A Dividend Declaration Resolution is needed when shareholders at an AGM vote to approve the final dividend recommended by the Board — the shareholder resolution approving the dividend must be formally passed and minuted as a resolution of the AGM, signed by the Chairman of the meeting, and filed with SECP as part of the annual compliance requirements under the Companies Act 2017.
A Dividend Declaration Resolution is required when a private limited company (Pvt.
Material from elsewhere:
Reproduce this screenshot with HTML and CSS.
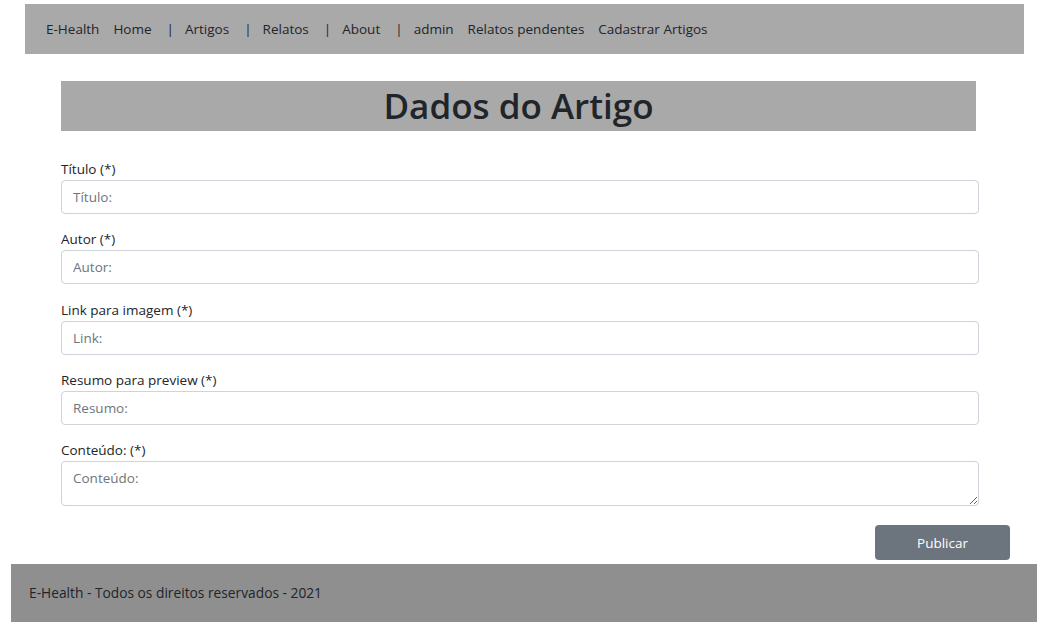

Ltd.) registered with SECP decides to distribute profits among its shareholders — even though private companies are not listed on PSX and are not subject to the Listed Companies Code of Corporate Governance, the Companies Act 2017's dividend distribution rules apply fully, and a formal resolution (board or shareholder depending on the type of dividend) is required to create a legally enforceable obligation on the company to pay the declared dividend.
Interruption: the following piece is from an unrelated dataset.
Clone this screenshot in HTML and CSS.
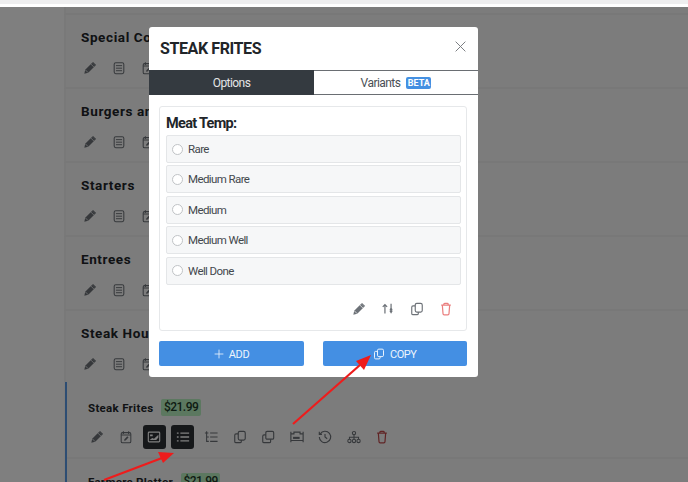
FILE: index.html
```html
<!DOCTYPE html>
<html lang="en">
<head>
<meta charset="utf-8">
<title>Steak Frites</title>
<link rel="stylesheet" href="styles.css">
</head>
<body>
<svg width="0" height="0" class="defs">
  <symbol id="i-pencil" viewBox="0 0 16 16"><path d="M1.500 14.500l1-4.500 8-8 3.500 3.500-8 8z" fill="currentColor"/><path d="M9 3.500l3.500 3.500M2.800 10.200l3 3" fill="none" stroke="#ffffff" stroke-width=".8"/><path d="M11.500 1l3.500 3.500-1 1L10.500 2z" fill="currentColor"/></symbol>
  <symbol id="i-list" viewBox="0 0 16 16"><rect x="2.500" y="2" width="11" height="12.500" rx="1.800" fill="none" stroke="currentColor" stroke-width="1.200"/><path d="M4.500 5.300h7M4.500 8.200h7M4.500 11.100h7" fill="none" stroke="currentColor" stroke-width="1.100"/></symbol>
  <symbol id="i-cal" viewBox="0 0 16 16"><rect x="2.500" y="3" width="11" height="11.500" rx="1.500" fill="none" stroke="currentColor" stroke-width="1.200"/><path d="M5 1.500v3M11 1.500v3M2.500 5.800h11" fill="none" stroke="currentColor" stroke-width="1.200"/><path d="M5.800 12.300l.4-1.800 3.300-3.300 1.400 1.400-3.300 3.300z" fill="currentColor"/></symbol>
  <symbol id="i-image" viewBox="0 0 16 16"><rect x="1.500" y="2.500" width="13" height="11" rx="1" fill="none" stroke="currentColor" stroke-width="1.300"/><path d="M3 11.500l3-2.500 2 1 5-4.500v3l-2.500 3zM3.500 5h3v2h-3z" fill="currentColor"/></symbol>
  <symbol id="i-bullets" viewBox="0 0 16 16"><path d="M5 3.500h10M5 8h10M5 12.500h10M1 3.500h2M1 8h2M1 12.500h2" fill="none" stroke="currentColor" stroke-width="1.500"/></symbol>
  <symbol id="i-tree" viewBox="0 0 16 16"><path d="M3 1.500v11.500h2.500M3 8h2.500M1 3.500h4M7 3.500h8.500M7 8h8.500M7 13h8.500" fill="none" stroke="currentColor" stroke-width="1.200"/></symbol>
  <symbol id="i-copy" viewBox="0 0 16 16"><rect x="6" y="1.500" width="8" height="10" rx="1.800" fill="none" stroke="currentColor" stroke-width="1.300"/><path d="M6 4.500H3.500A1.500 1.500 0 0 0 2 6v7a1.500 1.500 0 0 0 1.500 1.500H8A1.500 1.500 0 0 0 9.500 13v-1.500" fill="none" stroke="currentColor" stroke-width="1.300"/></symbol>
  <symbol id="i-clone" viewBox="0 0 16 16"><rect x="5.500" y="1.500" width="9" height="9" rx="1.500" fill="none" stroke="currentColor" stroke-width="1.300"/><path d="M5.500 5.500h-2A1.500 1.500 0 0 0 2 7v6a1.500 1.500 0 0 0 1.500 1.500h6A1.500 1.500 0 0 0 11 13v-2.500" fill="none" stroke="currentColor" stroke-width="1.300"/></symbol>
  <symbol id="i-bed" viewBox="0 0 16 16"><path d="M1 2v12M15 2v12M1 4.500h3.500v-2h7v2H15M1 12h14" fill="none" stroke="currentColor" stroke-width="1.300"/><rect x="3.500" y="7.800" width="7.500" height="2.400" fill="currentColor"/></symbol>
  <symbol id="i-history" viewBox="0 0 16 16"><path d="M2.500 4.500A6.500 6.500 0 1 1 1.500 8M1.500 2v3h3M8 4.500V8l2.500 2" fill="none" stroke="currentColor" stroke-width="1.300"/></symbol>
  <symbol id="i-org" viewBox="0 0 16 16"><circle cx="8" cy="3.500" r="1.900" fill="none" stroke="currentColor" stroke-width="1.200"/><circle cx="2.800" cy="12.500" r="1.900" fill="none" stroke="currentColor" stroke-width="1.200"/><circle cx="8" cy="12.500" r="1.900" fill="none" stroke="currentColor" stroke-width="1.200"/><circle cx="13.200" cy="12.500" r="1.900" fill="none" stroke="currentColor" stroke-width="1.200"/><path d="M8 5.500v5M2.800 10.500V8.200h10.400v2.300" fill="none" stroke="currentColor" stroke-width="1.200"/></symbol>
  <symbol id="i-trash" viewBox="0 0 16 16"><path d="M2.500 3.500h11M5.500 3.500V2.500a1 1 0 0 1 1-1h3a1 1 0 0 1 1 1v1M3.800 3.500l.8 10a1.300 1.300 0 0 0 1.300 1.200h4.200a1.300 1.300 0 0 0 1.300-1.200l.8-10" fill="none" stroke="currentColor" stroke-width="1.400"/></symbol>
  <symbol id="i-sort" viewBox="0 0 16 16"><path d="M4.500 13V3M2 5.500l2.500-2.500L7 5.500M11.500 2v9" fill="none" stroke="currentColor" stroke-width="1.400"/><path d="M9.500 10h4l-2 3.500z" fill="currentColor"/><circle cx="11.500" cy="8.500" r="1.500" fill="currentColor"/></symbol>
  <symbol id="i-plus" viewBox="0 0 16 16"><path d="M8 1v14M1 8h14" fill="none" stroke="currentColor" stroke-width="1.300"/></symbol>
  <symbol id="i-close" viewBox="0 0 16 16"><path d="M2 2l12 12M14 2L2 14" fill="none" stroke="currentColor" stroke-width="1.200"/></symbol>
</svg>

<div class="topbar"></div>
<main class="page">
  <div class="stub"></div>
  <section class="cat">
    <h3 class="cat-title">Special Combos</h3>
    <div class="tools"><svg class="ic"><use href="#i-pencil"/></svg><svg class="ic"><use href="#i-list"/></svg><svg class="ic"><use href="#i-cal"/></svg></div>
  </section>
  <section class="cat">
    <h3 class="cat-title">Burgers and Sandwiches</h3>
    <div class="tools"><svg class="ic"><use href="#i-pencil"/></svg><svg class="ic"><use href="#i-list"/></svg><svg class="ic"><use href="#i-cal"/></svg></div>
  </section>
  <section class="cat">
    <h3 class="cat-title">Starters</h3>
    <div class="tools"><svg class="ic"><use href="#i-pencil"/></svg><svg class="ic"><use href="#i-list"/></svg><svg class="ic"><use href="#i-cal"/></svg></div>
  </section>
  <section class="cat">
    <h3 class="cat-title">Entrees</h3>
    <div class="tools"><svg class="ic"><use href="#i-pencil"/></svg><svg class="ic"><use href="#i-list"/></svg><svg class="ic"><use href="#i-cal"/></svg></div>
  </section>
  <section class="cat cat-last">
    <h3 class="cat-title">Steak Houses</h3>
    <div class="tools"><svg class="ic"><use href="#i-pencil"/></svg><svg class="ic"><use href="#i-list"/></svg><svg class="ic"><use href="#i-cal"/></svg></div>
  </section>
  <section class="items">
    <div class="item item-open">
      <div class="item-head"><span class="item-name">Steak Frites</span><span class="price">$21.99</span></div>
      <div class="item-tools">
        <span class="tbtn"><svg class="ic"><use href="#i-pencil"/></svg></span>
        <span class="tbtn"><svg class="ic"><use href="#i-cal"/></svg></span>
        <span class="tbtn dark"><svg class="ic"><use href="#i-image"/></svg></span>
        <span class="tbtn dark"><svg class="ic"><use href="#i-bullets"/></svg></span>
        <span class="tbtn"><svg class="ic"><use href="#i-tree"/></svg></span>
        <span class="tbtn"><svg class="ic"><use href="#i-copy"/></svg></span>
        <span class="tbtn"><svg class="ic"><use href="#i-clone"/></svg></span>
        <span class="tbtn"><svg class="ic"><use href="#i-bed"/></svg></span>
        <span class="tbtn"><svg class="ic"><use href="#i-history"/></svg></span>
        <span class="tbtn"><svg class="ic"><use href="#i-org"/></svg></span>
        <span class="tbtn red"><svg class="ic"><use href="#i-trash"/></svg></span>
      </div>
    </div>
    <div class="item">
      <div class="item-head"><span class="item-name">Farmers Platter</span><span class="price">$21.99</span></div>
    </div>
  </section>
</main>

<div class="overlay"></div>

<div class="modal">
  <header class="modal-head">
    <h2 class="modal-title">STEAK FRITES</h2>
    <svg class="close"><use href="#i-close"/></svg>
  </header>
  <nav class="tabs">
    <div class="tab active">Options</div>
    <div class="tab">Variants <span class="beta">BETA</span></div>
  </nav>
  <div class="modal-body">
    <div class="panel">
      <h4 class="panel-title">Meat Temp:</h4>
      <div class="opts">
        <label class="opt"><span class="radio"></span>Rare</label>
        <label class="opt"><span class="radio"></span>Medium Rare</label>
        <label class="opt"><span class="radio"></span>Medium</label>
        <label class="opt"><span class="radio"></span>Medium Well</label>
        <label class="opt"><span class="radio"></span>Well Done</label>
      </div>
      <div class="panel-tools">
        <svg class="ic"><use href="#i-pencil"/></svg>
        <svg class="ic"><use href="#i-sort"/></svg>
        <svg class="ic"><use href="#i-copy"/></svg>
        <svg class="ic trash"><use href="#i-trash"/></svg>
      </div>
    </div>
    <div class="actions">
      <button class="btn"><svg class="btn-ic"><use href="#i-plus"/></svg>ADD</button>
      <button class="btn"><svg class="btn-ic wide"><use href="#i-copy"/></svg>COPY</button>
    </div>
  </div>
</div>

<svg class="arrows" viewBox="0 0 688 482">
  <path d="M293 424L360 365" stroke="#ee1c1c" stroke-width="2.200"/>
  <path d="M371 355L356 361L364 370Z" fill="#ee1c1c"/>
  <path d="M104 480L162 458" stroke="#ee1c1c" stroke-width="2.200"/>
  <path d="M174 453L158 452L163 463Z" fill="#ee1c1c"/>
</svg>
</body>
</html>
```
FILE: styles.css
```css
* { box-sizing: border-box; }
html, body { margin: 0; padding: 0; height: 482px; overflow: hidden; }
body { background: #ffffff; font-family: Roboto, "Liberation Sans", sans-serif; color: #212529; position: relative; }
.defs { position: absolute; }
.topbar { height: 4px; background: #eeeeef; margin-bottom: 3px; }
.page { margin-left: 64px; height: 475px; overflow: hidden; background: #f9f9f9; }
.stub { height: 8px; background: #f9f9f9; border-bottom: 2px solid #f0f0f0; border-left: 2px solid #f2f2f2; }
.cat { height: 74px; padding: 13px 15px 0; background: #f9f9f9; border-bottom: 2px solid #f1f1f1; border-left: 2px solid #f2f2f2; }
.cat-last { height: 71px; border-bottom: 0; }
.cat-title { margin: 0; font-size: 13.500px; line-height: 18px; font-weight: 700; letter-spacing: 0.6px; color: #212529; white-space: nowrap; }
.tools { display: flex; gap: 15px; margin-top: 15px; padding-left: 2px; }
.ic { width: 14px; height: 14px; color: #6c7177; flex: none; }
.items { border-left: 2px solid #5a9ae6; margin-left: 1px; background: #f9f9f9; }
.item { padding: 14px 0 0 21px; height: 77px; border-bottom: 2px solid #f0f0f0; background: #f9f9f9; }
.item-open { padding-top: 17px; }
.item-head { display: flex; align-items: center; gap: 8px; height: 17px; }
.item-name { font-size: 11.500px; font-weight: 700; letter-spacing: 0.3px; color: #23272b; white-space: nowrap; }
.price { background: #b8f0c0; color: #1e3a28; font-size: 12px; font-weight: 500; padding: 0 2.500px; border-radius: 2px; line-height: 17px; letter-spacing: -0.5px; }
.item-tools { display: flex; gap: 5.500px; margin-top: 9px; margin-left: -2.500px; }
.tbtn { width: 23px; height: 24px; display: flex; align-items: center; justify-content: center; border-radius: 3px; color: #6c7177; }
.tbtn .ic { color: inherit; }
.tbtn.dark { background: #2c3035; color: #ffffff; }
.tbtn.red { color: #c0494b; }
.overlay { position: absolute; inset: 7px 0 0 0; background: rgba(0, 0, 0, 0.5); }
.modal { position: absolute; left: 149px; top: 27px; width: 329px; height: 350px; background: #ffffff; border-radius: 3px; display: flex; flex-direction: column; }
.modal-head { height: 43px; padding: 0 11px; display: flex; align-items: center; justify-content: space-between; }
.modal-title { margin: 0; font-size: 16px; font-weight: 700; color: #212529; line-height: 1; letter-spacing: -0.4px; }
.close { width: 13px; height: 13px; color: #787b7f; margin-top: -4px; }
.tabs { display: flex; height: 25px; border-bottom: 1px solid #6a6e73; border-top: 1px solid #6a6e73; flex: none; }
.tab { flex: 1 1 0; display: flex; align-items: center; justify-content: center; gap: 6px; font-size: 12px; letter-spacing: -0.55px; color: #4a4f55; }
.tab.active { background: #343a40; color: #e4e5e6; margin: -1px 0; flex: none; width: 165px; }
.beta { background: #4490e2; color: #ffffff; font-size: 9px; font-weight: 700; height: 12px; width: 25px; display: flex; align-items: center; justify-content: center; border-radius: 2px; letter-spacing: 0; }
.modal-body { padding: 11px 11px 0 10px; display: flex; flex-direction: column; }
.panel { border: 1px solid #e6e8ea; border-radius: 3px; height: 225px; padding: 8px 5px 0 6px; }
.panel-title { margin: 0 0 2px; font-size: 14.500px; font-weight: 700; line-height: 18px; color: #212529; letter-spacing: -0.7px; }
.opts { display: flex; flex-direction: column; gap: 2.400px; }
.opt { height: 28px; background: #f6f7f8; border: 1px solid #e4e6e8; border-radius: 2px; display: flex; align-items: center; font-size: 11.500px; letter-spacing: -0.6px; color: #43484d; padding-left: 5px; gap: 5px; }
.radio { width: 11px; height: 11px; border: 1px solid #c0c3c6; border-radius: 50%; background: #ffffff; flex: none; }
.panel-tools { display: flex; justify-content: flex-end; gap: 15px; margin-top: 17px; padding-right: 8px; }
.panel-tools .trash { color: #ea7e7e; }
.actions { display: flex; justify-content: space-between; margin-top: 10px; }
.btn { width: 145px; height: 25px; background: #448fe3; color: #eef5fd; border: 0; border-radius: 2px; display: flex; align-items: center; justify-content: center; gap: 5px; font-family: inherit; font-size: 11px; letter-spacing: -0.4px; padding: 1px 0 0; }
.btn + .btn { width: 144.500px; }
.btn-ic { width: 10px; height: 10px; color: #eef5fd; }
.btn-ic.wide { width: 12px; height: 12px; }
.arrows { position: absolute; left: 0; top: 0; width: 688px; height: 482px; pointer-events: none; }
```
A Dividend Declaration Resolution is needed when a company with foreign shareholders wishes to declare a dividend that involves remittance of dividend funds abroad under the Foreign Exchange Regulations Act 1947, as administered by the State Bank of Pakistan's Foreign Exchange Policy Department — the board resolution declaring the dividend is a required document for obtaining SBP approval for the outward remittance of dividends to foreign shareholders.
What to Include in Your Dividend Declaration Resolution (Pakistan)
A valid Dividend Declaration Resolution in Pakistan under the Companies Act 2017 and applicable SECP regulations must contain the following essential elements to be legally effective and to satisfy the company's compliance obligations.
Meeting Details: The type of meeting (Board of Directors meeting for interim dividend; Annual General Meeting or Extraordinary General Meeting for final dividend), the date, time, and venue of the meeting, and confirmation that the meeting was duly convened with proper notice under the Companies Act 2017 (21 days' notice to shareholders for an AGM under Section 134; shorter notice where permitted by the Act). The minutes must record the names of the directors or shareholders present, the names of any proxies, and confirmation that a quorum was present.
Chairman Confirmation: Confirmation that the Chairman of the Board (for a board meeting) or the Chairman of the Meeting (for a shareholder meeting) took the chair and declared the meeting duly constituted. For listed companies, the Chairman must satisfy the independence and qualification criteria under the Listed Companies (Code of Corporate Governance) Regulations 2019.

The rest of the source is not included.